# [Requirements]
Set down all of the data that follows word for word, without the images.

# [Data extract]
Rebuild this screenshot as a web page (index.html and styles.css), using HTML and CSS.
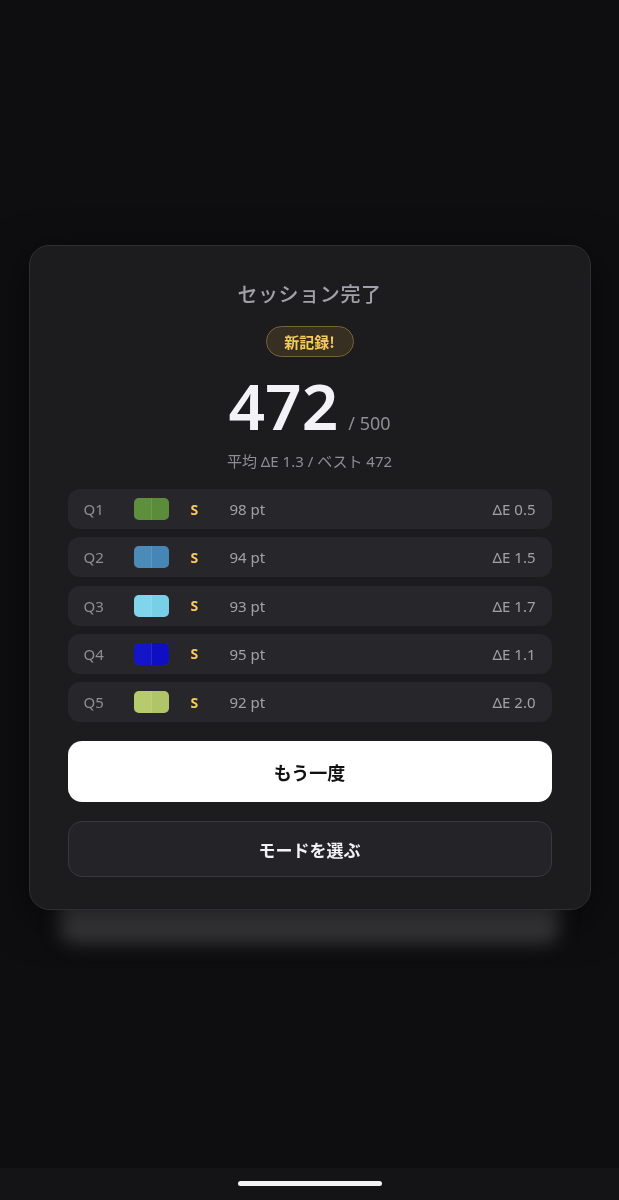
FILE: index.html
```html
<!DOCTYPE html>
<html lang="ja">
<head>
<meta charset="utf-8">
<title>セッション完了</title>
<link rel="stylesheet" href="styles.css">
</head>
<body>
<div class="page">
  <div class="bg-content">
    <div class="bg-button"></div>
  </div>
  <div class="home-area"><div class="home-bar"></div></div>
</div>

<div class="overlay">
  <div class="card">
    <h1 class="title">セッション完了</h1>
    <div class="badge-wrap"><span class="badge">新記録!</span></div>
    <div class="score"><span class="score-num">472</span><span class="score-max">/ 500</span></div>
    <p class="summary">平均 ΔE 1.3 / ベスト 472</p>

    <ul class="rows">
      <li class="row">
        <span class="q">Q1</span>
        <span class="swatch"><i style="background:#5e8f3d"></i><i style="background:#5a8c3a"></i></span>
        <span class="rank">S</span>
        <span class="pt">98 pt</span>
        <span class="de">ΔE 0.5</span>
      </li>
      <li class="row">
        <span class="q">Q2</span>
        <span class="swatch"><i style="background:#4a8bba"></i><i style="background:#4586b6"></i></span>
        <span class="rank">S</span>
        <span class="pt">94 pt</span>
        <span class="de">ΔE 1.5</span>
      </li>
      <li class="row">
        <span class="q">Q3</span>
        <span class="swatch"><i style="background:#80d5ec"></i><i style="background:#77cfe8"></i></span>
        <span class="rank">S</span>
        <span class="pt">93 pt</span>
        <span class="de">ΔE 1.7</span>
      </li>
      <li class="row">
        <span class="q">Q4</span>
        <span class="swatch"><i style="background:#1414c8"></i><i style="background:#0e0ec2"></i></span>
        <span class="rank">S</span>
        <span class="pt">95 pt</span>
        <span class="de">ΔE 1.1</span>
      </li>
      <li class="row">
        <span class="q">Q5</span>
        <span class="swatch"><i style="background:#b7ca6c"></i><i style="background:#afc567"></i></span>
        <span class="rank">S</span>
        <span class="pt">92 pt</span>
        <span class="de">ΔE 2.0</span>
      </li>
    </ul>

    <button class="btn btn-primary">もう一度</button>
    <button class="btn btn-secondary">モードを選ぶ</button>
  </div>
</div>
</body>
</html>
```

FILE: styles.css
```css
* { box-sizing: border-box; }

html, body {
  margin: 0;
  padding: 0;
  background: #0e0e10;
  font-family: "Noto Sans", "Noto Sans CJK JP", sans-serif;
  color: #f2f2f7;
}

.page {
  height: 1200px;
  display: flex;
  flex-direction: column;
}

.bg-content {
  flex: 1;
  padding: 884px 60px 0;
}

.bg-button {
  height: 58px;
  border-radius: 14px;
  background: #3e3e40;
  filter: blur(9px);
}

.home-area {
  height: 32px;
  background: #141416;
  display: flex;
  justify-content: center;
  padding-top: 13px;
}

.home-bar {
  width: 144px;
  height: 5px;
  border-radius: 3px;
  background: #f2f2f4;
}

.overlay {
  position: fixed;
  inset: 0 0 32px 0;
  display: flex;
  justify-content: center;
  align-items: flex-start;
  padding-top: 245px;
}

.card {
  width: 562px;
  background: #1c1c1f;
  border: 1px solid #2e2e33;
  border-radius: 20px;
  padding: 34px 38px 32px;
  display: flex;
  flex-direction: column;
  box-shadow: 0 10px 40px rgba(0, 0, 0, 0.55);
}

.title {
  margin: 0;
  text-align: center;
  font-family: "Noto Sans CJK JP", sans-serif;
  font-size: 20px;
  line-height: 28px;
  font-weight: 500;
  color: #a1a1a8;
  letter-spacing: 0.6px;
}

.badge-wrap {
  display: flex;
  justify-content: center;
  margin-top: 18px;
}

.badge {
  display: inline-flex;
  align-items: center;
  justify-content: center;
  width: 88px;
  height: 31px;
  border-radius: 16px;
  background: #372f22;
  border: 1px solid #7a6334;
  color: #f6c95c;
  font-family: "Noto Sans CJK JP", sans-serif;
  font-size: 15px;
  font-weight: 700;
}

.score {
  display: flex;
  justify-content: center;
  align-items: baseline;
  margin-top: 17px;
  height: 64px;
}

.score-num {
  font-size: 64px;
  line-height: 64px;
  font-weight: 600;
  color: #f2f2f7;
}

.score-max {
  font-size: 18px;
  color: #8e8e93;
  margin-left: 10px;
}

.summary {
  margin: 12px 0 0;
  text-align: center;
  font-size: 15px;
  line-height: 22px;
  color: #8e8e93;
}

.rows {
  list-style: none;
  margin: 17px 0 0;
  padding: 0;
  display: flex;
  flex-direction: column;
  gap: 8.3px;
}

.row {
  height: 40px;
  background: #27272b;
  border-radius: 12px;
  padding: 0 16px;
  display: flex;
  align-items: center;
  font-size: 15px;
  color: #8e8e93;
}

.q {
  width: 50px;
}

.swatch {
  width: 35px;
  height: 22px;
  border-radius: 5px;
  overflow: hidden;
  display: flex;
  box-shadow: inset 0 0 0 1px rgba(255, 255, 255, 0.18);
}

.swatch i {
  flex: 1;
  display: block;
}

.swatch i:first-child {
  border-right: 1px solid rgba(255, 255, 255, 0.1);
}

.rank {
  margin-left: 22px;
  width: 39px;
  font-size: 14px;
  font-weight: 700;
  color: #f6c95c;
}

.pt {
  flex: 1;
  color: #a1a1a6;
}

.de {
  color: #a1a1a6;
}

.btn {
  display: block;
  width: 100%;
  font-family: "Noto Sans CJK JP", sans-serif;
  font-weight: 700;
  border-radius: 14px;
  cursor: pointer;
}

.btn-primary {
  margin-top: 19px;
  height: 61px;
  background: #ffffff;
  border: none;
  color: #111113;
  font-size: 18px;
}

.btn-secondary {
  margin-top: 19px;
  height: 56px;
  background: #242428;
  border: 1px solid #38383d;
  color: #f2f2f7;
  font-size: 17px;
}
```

# [Solution]
Rebuild this screenshot as a web page (index.html and styles.css), using HTML and CSS.
FILE: index.html
```html
<!DOCTYPE html>
<html lang="ja">
<head>
<meta charset="utf-8">
<title>セッション完了</title>
<link rel="stylesheet" href="styles.css">
</head>
<body>
<div class="page">
  <div class="bg-content">
    <div class="bg-button"></div>
  </div>
  <div class="home-area"><div class="home-bar"></div></div>
</div>

<div class="overlay">
  <div class="card">
    <h1 class="title">セッション完了</h1>
    <div class="badge-wrap"><span class="badge">新記録!</span></div>
    <div class="score"><span class="score-num">472</span><span class="score-max">/ 500</span></div>
    <p class="summary">平均 ΔE 1.3 / ベスト 472</p>

    <ul class="rows">
      <li class="row">
        <span class="q">Q1</span>
        <span class="swatch"><i style="background:#5e8f3d"></i><i style="background:#5a8c3a"></i></span>
        <span class="rank">S</span>
        <span class="pt">98 pt</span>
        <span class="de">ΔE 0.5</span>
      </li>
      <li class="row">
        <span class="q">Q2</span>
        <span class="swatch"><i style="background:#4a8bba"></i><i style="background:#4586b6"></i></span>
        <span class="rank">S</span>
        <span class="pt">94 pt</span>
        <span class="de">ΔE 1.5</span>
      </li>
      <li class="row">
        <span class="q">Q3</span>
        <span class="swatch"><i style="background:#80d5ec"></i><i style="background:#77cfe8"></i></span>
        <span class="rank">S</span>
        <span class="pt">93 pt</span>
        <span class="de">ΔE 1.7</span>
      </li>
      <li class="row">
        <span class="q">Q4</span>
        <span class="swatch"><i style="background:#1414c8"></i><i style="background:#0e0ec2"></i></span>
        <span class="rank">S</span>
        <span class="pt">95 pt</span>
        <span class="de">ΔE 1.1</span>
      </li>
      <li class="row">
        <span class="q">Q5</span>
        <span class="swatch"><i style="background:#b7ca6c"></i><i style="background:#afc567"></i></span>
        <span class="rank">S</span>
        <span class="pt">92 pt</span>
        <span class="de">ΔE 2.0</span>
      </li>
    </ul>

    <button class="btn btn-primary">もう一度</button>
    <button class="btn btn-secondary">モードを選ぶ</button>
  </div>
</div>
</body>
</html>
```

FILE: styles.css
```css
* { box-sizing: border-box; }

html, body {
  margin: 0;
  padding: 0;
  background: #0e0e10;
  font-family: "Noto Sans", "Noto Sans CJK JP", sans-serif;
  color: #f2f2f7;
}

.page {
  height: 1200px;
  display: flex;
  flex-direction: column;
}

.bg-content {
  flex: 1;
  padding: 884px 60px 0;
}

.bg-button {
  height: 58px;
  border-radius: 14px;
  background: #3e3e40;
  filter: blur(9px);
}

.home-area {
  height: 32px;
  background: #141416;
  display: flex;
  justify-content: center;
  padding-top: 13px;
}

.home-bar {
  width: 144px;
  height: 5px;
  border-radius: 3px;
  background: #f2f2f4;
}

.overlay {
  position: fixed;
  inset: 0 0 32px 0;
  display: flex;
  justify-content: center;
  align-items: flex-start;
  padding-top: 245px;
}

.card {
  width: 562px;
  background: #1c1c1f;
  border: 1px solid #2e2e33;
  border-radius: 20px;
  padding: 34px 38px 32px;
  display: flex;
  flex-direction: column;
  box-shadow: 0 10px 40px rgba(0, 0, 0, 0.55);
}

.title {
  margin: 0;
  text-align: center;
  font-family: "Noto Sans CJK JP", sans-serif;
  font-size: 20px;
  line-height: 28px;
  font-weight: 500;
  color: #a1a1a8;
  letter-spacing: 0.6px;
}

.badge-wrap {
  display: flex;
  justify-content: center;
  margin-top: 18px;
}

.badge {
  display: inline-flex;
  align-items: center;
  justify-content: center;
  width: 88px;
  height: 31px;
  border-radius: 16px;
  background: #372f22;
  border: 1px solid #7a6334;
  color: #f6c95c;
  font-family: "Noto Sans CJK JP", sans-serif;
  font-size: 15px;
  font-weight: 700;
}

.score {
  display: flex;
  justify-content: center;
  align-items: baseline;
  margin-top: 17px;
  height: 64px;
}

.score-num {
  font-size: 64px;
  line-height: 64px;
  font-weight: 600;
  color: #f2f2f7;
}

.score-max {
  font-size: 18px;
  color: #8e8e93;
  margin-left: 10px;
}

.summary {
  margin: 12px 0 0;
  text-align: center;
  font-size: 15px;
  line-height: 22px;
  color: #8e8e93;
}

.rows {
  list-style: none;
  margin: 17px 0 0;
  padding: 0;
  display: flex;
  flex-direction: column;
  gap: 8.3px;
}

.row {
  height: 40px;
  background: #27272b;
  border-radius: 12px;
  padding: 0 16px;
  display: flex;
  align-items: center;
  font-size: 15px;
  color: #8e8e93;
}

.q {
  width: 50px;
}

.swatch {
  width: 35px;
  height: 22px;
  border-radius: 5px;
  overflow: hidden;
  display: flex;
  box-shadow: inset 0 0 0 1px rgba(255, 255, 255, 0.18);
}

.swatch i {
  flex: 1;
  display: block;
}

.swatch i:first-child {
  border-right: 1px solid rgba(255, 255, 255, 0.1);
}

.rank {
  margin-left: 22px;
  width: 39px;
  font-size: 14px;
  font-weight: 700;
  color: #f6c95c;
}

.pt {
  flex: 1;
  color: #a1a1a6;
}

.de {
  color: #a1a1a6;
}

.btn {
  display: block;
  width: 100%;
  font-family: "Noto Sans CJK JP", sans-serif;
  font-weight: 700;
  border-radius: 14px;
  cursor: pointer;
}

.btn-primary {
  margin-top: 19px;
  height: 61px;
  background: #ffffff;
  border: none;
  color: #111113;
  font-size: 18px;
}

.btn-secondary {
  margin-top: 19px;
  height: 56px;
  background: #242428;
  border: 1px solid #38383d;
  color: #f2f2f7;
  font-size: 17px;
}
```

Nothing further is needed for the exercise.